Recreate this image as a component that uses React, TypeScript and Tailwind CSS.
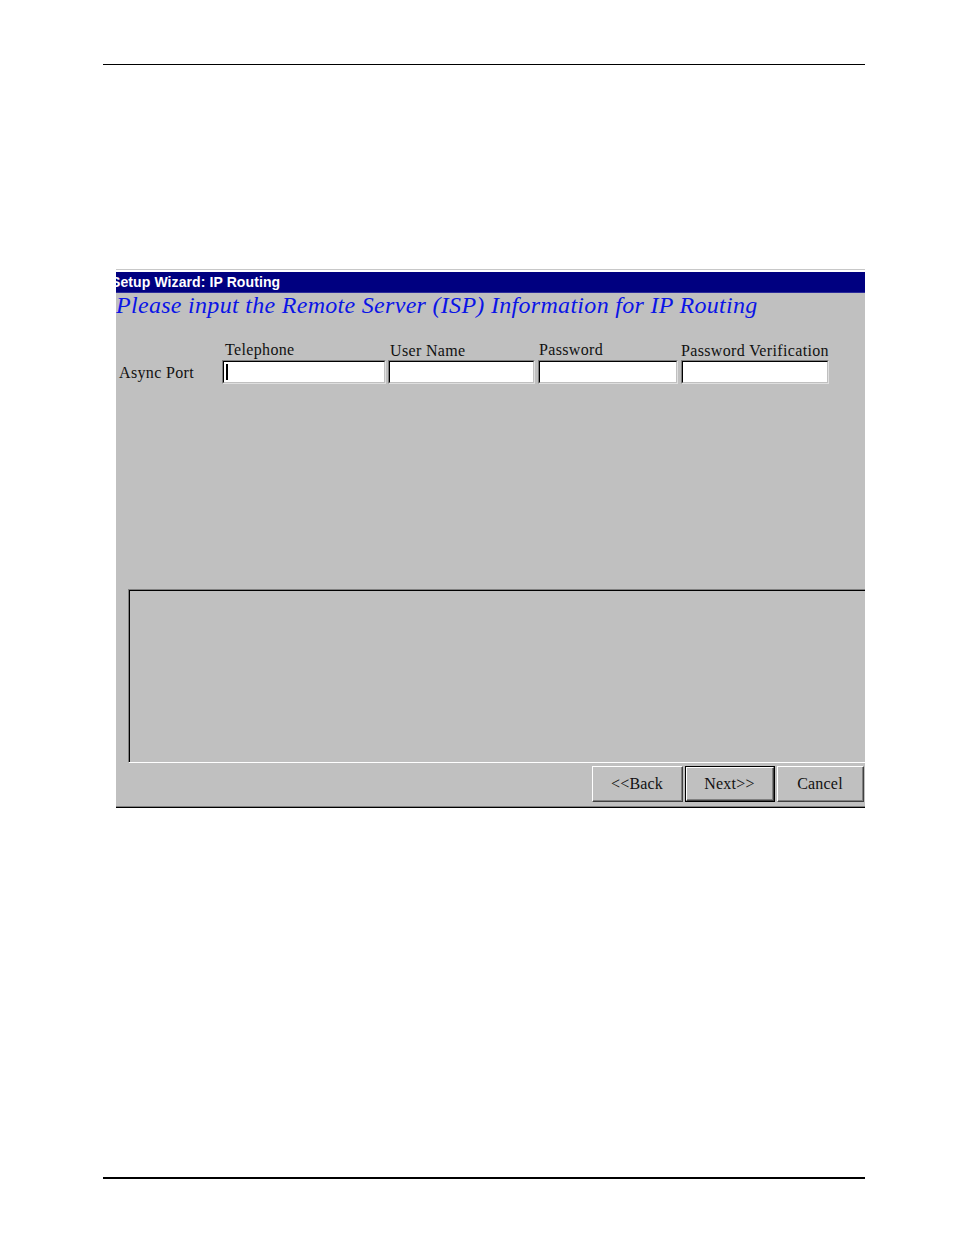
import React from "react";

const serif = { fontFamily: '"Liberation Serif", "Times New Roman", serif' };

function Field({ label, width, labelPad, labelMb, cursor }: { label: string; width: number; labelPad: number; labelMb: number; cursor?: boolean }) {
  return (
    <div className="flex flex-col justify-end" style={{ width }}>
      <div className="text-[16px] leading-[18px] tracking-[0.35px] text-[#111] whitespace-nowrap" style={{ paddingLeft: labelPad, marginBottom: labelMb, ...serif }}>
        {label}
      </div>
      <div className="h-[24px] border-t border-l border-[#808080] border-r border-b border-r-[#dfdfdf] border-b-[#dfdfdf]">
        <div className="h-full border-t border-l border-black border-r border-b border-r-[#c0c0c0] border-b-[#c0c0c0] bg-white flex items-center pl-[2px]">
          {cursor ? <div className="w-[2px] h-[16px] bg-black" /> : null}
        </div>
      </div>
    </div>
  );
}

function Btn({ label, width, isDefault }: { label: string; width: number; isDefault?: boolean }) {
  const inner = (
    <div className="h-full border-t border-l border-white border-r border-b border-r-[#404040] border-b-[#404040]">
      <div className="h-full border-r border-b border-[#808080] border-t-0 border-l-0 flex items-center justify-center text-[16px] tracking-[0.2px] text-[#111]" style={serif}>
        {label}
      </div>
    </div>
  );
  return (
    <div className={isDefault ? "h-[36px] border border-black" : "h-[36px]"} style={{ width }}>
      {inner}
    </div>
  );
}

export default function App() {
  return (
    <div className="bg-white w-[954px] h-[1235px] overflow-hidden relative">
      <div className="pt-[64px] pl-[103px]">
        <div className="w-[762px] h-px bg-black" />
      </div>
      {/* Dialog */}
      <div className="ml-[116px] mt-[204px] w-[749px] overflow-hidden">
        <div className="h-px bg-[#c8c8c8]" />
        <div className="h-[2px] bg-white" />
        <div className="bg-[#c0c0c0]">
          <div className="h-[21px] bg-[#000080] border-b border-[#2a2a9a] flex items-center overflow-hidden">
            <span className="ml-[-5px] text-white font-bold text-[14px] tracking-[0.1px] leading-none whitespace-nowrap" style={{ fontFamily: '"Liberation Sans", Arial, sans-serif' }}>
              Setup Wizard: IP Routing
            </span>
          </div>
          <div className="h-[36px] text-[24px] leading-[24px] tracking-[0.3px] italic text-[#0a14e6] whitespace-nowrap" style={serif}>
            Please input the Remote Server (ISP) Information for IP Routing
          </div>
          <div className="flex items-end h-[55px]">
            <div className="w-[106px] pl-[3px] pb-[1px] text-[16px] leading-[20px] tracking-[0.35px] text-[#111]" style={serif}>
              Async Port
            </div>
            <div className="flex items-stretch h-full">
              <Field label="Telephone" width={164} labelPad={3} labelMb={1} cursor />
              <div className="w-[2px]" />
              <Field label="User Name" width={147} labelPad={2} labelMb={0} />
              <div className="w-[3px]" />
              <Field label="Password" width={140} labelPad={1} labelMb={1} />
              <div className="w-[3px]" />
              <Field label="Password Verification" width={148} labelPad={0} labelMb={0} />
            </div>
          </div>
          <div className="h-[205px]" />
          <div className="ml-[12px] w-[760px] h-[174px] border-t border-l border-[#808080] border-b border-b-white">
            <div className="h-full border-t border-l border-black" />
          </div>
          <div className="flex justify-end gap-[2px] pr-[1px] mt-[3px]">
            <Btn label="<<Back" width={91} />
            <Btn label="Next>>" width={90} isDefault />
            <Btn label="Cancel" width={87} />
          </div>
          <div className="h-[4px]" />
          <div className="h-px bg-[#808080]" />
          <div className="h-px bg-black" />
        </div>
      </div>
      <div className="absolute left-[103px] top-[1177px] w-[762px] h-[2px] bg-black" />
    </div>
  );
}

□ □ □ □

Report each line of the material above where the word "React" appears.

EXERCISE ANSWER ▸
Recreate this image as a component that uses React, TypeScript and Tailwind CSS.
import React from "react";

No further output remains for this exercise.